The innate immune system provides the first line of defense against microbial pathogens and is imperative for the survival of all multicellular organisms. A critical step in the innate immune response is the identification of common motifs from invading organisms as foreign. This discrimination relies on a family of evolutionary conserved pattern recognition receptors (PRRs) that recognize a limited, but highly conserved, set of molecular structures inherent to microbial pathogens, which upon detection mediate inflammatory responses. Emerging evidences indicate that in addition to invading pathogens, PRRs can also be activated by endogenous molecules of non-microbial origin and may also participate in the induction of sterile inflammation. Both infection-induced inflammation and sterile inflammation can lead to chronic inflammation, which is now considered as one of the key etiological conditions leading to the development of many chronic diseases, including atherosclerosis, insulin resistance and cancer. Inflammation-mediated insulin resistance has been linked to macrophage and adipose tissue cross talk, which ultimately may impair insulin action in skeletal muscle and/or the liver leading to whole body insulin resistance. Since, the components of the innate immune system are ubiquitous expressed, a cell autonomous response is possible to external stimuli to induce inflammatory response. We are exploring the role of PRRs in the pathogenesis of tissue specific insulin resistance. Activation of innate immunity provides a new model for the pathogenesis of type-2 diabetes and the metabolic syndrome, which may explain some or all of these features, and points to research directions that might result in new therapeutic approaches for managing and predicting type-2 diabetes and its complications.

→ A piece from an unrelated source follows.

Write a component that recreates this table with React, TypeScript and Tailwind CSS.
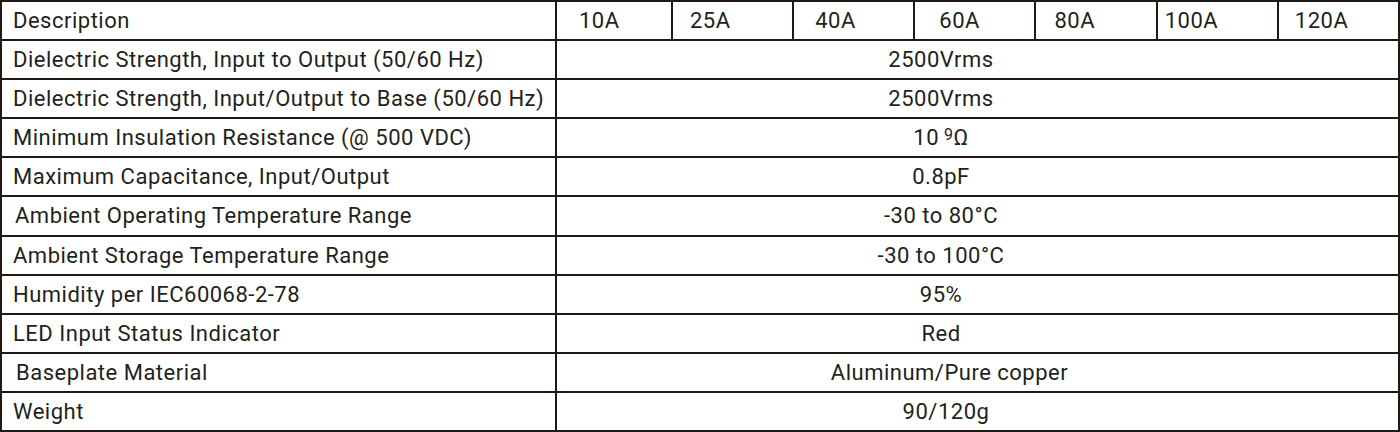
import React from 'react';

const headers = [
  { label: '10A', pad: 'pl-[22px]' },
  { label: '25A', pad: 'pl-[17px]' },
  { label: '40A', pad: 'pl-[21px]' },
  { label: '60A', pad: 'pl-[24px]' },
  { label: '80A', pad: 'pl-[18px]' },
  { label: '100A', pad: 'pl-[7px]' },
  { label: '120A', pad: 'pl-[16px]' },
];

const rows: { name: string; value: React.ReactNode; pad?: string; shift?: string }[] = [
  { name: 'Dielectric Strength, Input to Output (50/60 Hz)', value: '2500Vrms' },
  { name: 'Dielectric Strength, Input/Output to Base (50/60 Hz)', value: '2500Vrms' },
  {
    name: 'Minimum Insulation Resistance (@ 500 VDC)',
    value: (
      <>
        10<sup className="ml-[5px] text-[16px] relative -top-[3px]">9</sup>Ω
      </>
    ),
  },
  { name: 'Maximum Capacitance, Input/Output', value: '0.8pF' },
  { name: 'Ambient Operating Temperature Range', value: '-30 to 80°C', pad: 'pl-[13px]' },
  { name: 'Ambient Storage Temperature Range', value: '-30 to 100°C' },
  { name: 'Humidity per IEC60068-2-78', value: '95%' },
  { name: 'LED Input Status Indicator', value: 'Red' },
  { name: 'Baseplate Material', value: 'Aluminum/Pure copper', pad: 'pl-[14px]', shift: 'pr-[56px]' },
  { name: 'Weight', value: '90/120g', shift: 'pr-[63px]' },
];

const cell = 'flex items-center border-r-2 border-b-2 border-[#231815]';

export default function App() {
  return (
    <div className="w-[1400px] h-[432px] bg-white text-[#231f20] font-['Roboto',sans-serif] text-[22px] tracking-[0.5px]">
      <div className="grid h-full grid-cols-[555px_116px_repeat(6,1fr)] grid-rows-[repeat(11,1fr)] border-l-2 border-t-2 border-[#231815]">
        <div className={`${cell} pl-[11px]`}>Description</div>
        {headers.map((h) => (
          <div key={h.label} className={`${cell} ${h.pad}`}>
            {h.label}
          </div>
        ))}
        {rows.map((r) => (
          <React.Fragment key={r.name}>
            <div className={`${cell} ${r.pad ?? 'pl-[11px]'} whitespace-nowrap`}>{r.name}</div>
            <div className={`${cell} col-span-7 justify-center ${r.shift ?? 'pr-[73px]'}`}>{r.value}</div>
          </React.Fragment>
        ))}
      </div>
    </div>
  );
}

Type 2 diabetes is a global health priority. Insulin resistance is the major defect underlying the development of type 2 diabetes and metabolic syndrome. Insulin resistance is characterized by impaired insulin-stimulated disposal of glucose in skeletal muscle, adipose and other peripheral tissues due to defect in translocation of insulin sensitive glucose transporter-4 (GLUT-4) from intracellular compartment to plasma membrane. There has been considerable interest in insulin-sensitizing agents to counteract insulin resistance and interventions with ability to stimulate GLUT-4 translocation might be useful for the treatment of the disease.

Here, we are investigating plant derived molecule with ability to modulate GLUT-4 translocation leading to increased insulin sensitivity. We have proposed a targeted approach to investigate the active chemical molecule/s with ability to counteract insulin resistance from plants and optimize their biological efficacy by chemistry-based approaches and to investigate the underlying molecular mechanism of action and in vivo confirmation of biological efficacy of identified molecule/s.